Níveis de arraçoamento: projeção do fornecimento de alimento por dia e por período (ciclo).

7.2 ACOMPANHAMENTO DO CULTIVO

Monitoramento da qualidade de água: parâmetros físico-químicos: pH, temperatura, transparência,

oxigênio e amônia.

7.3 PARÂMETROS DE CULTIVO

- densidade de estocagem;

- taxa de mortalidade;

- número de ciclos/ano;

- produção anual;

- tempo de cultivo;

- cronograma de cultivo.

8.0 ANÁLISE DOS IMPACTOS AMBIENTAIS

Os itens descritos abaixo deverão ser realizados pelo empreendedor nos casos de atividades de

porte Médio, Grande ou Excepcional. Para as atividades de porte Micro ou Pequeno os itens abaixo

serão verificados pelo técnico responsável pela inspeção.

Descrever os possíveis impactos causados no meio físico na área do empreendimento e no seu

entorno.

8.1 IMPACTOS NO SOLO

Descrever os impactos no solo caracterizando:

· As áreas afetadas pela atividade;

· Descrever a fisiografia e quantificar em hectares;

· As modificações do relevo e da paisagem;

· Descrever os impactos paisagísticos notáveis e as áreas sujeitas a erosão e assoreamento em

consequência da atividade, se for o caso.

· Avaliar o local escolhido para a disposição final dos resíduos.

8.2 IMPACTOS NOS RECURSOS HÍDRICOS

Caracterizar os impactos no meio hídrico causados pelos seguintes agentes:

· Lançamento de efluentes; caracterizar e quantificar

· Assoreamento de drenagens

· Desvio de drenagens

9.0 SOLUÇÕES PROPOSTAS

Listar as medidas de controle e respectivos prazos para o cumprimento.
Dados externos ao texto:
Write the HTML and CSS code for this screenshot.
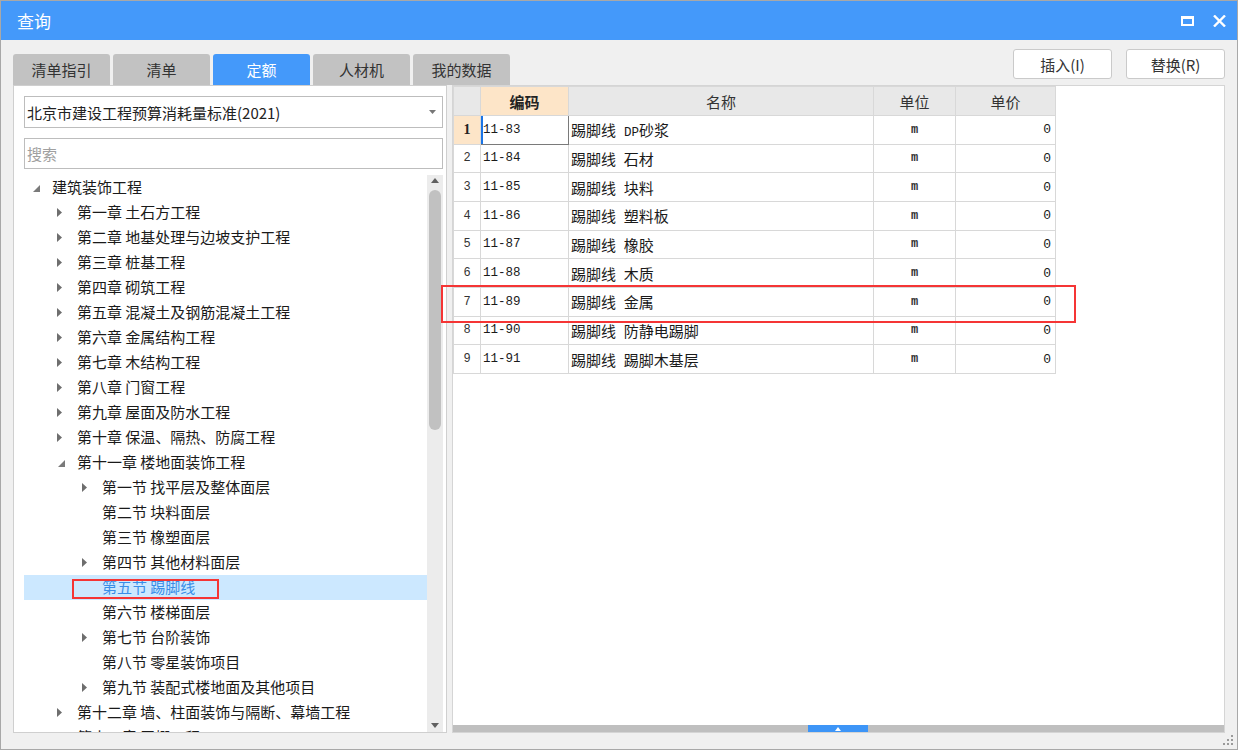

10. ANEXAR OS SEGUINTES DOCUMENTOS:

10.1 Laudo de análise de água e solo;

10.2 Laudo de análise de solo;

10.3 Pranchas descritivas do empreendimento

_ Lay-out geral

_ Detalhes (viveiros, estruturas de abastecimanto e drenagem);

_ Prédios e instalações (arquitetônica, elétrica e hidráulica).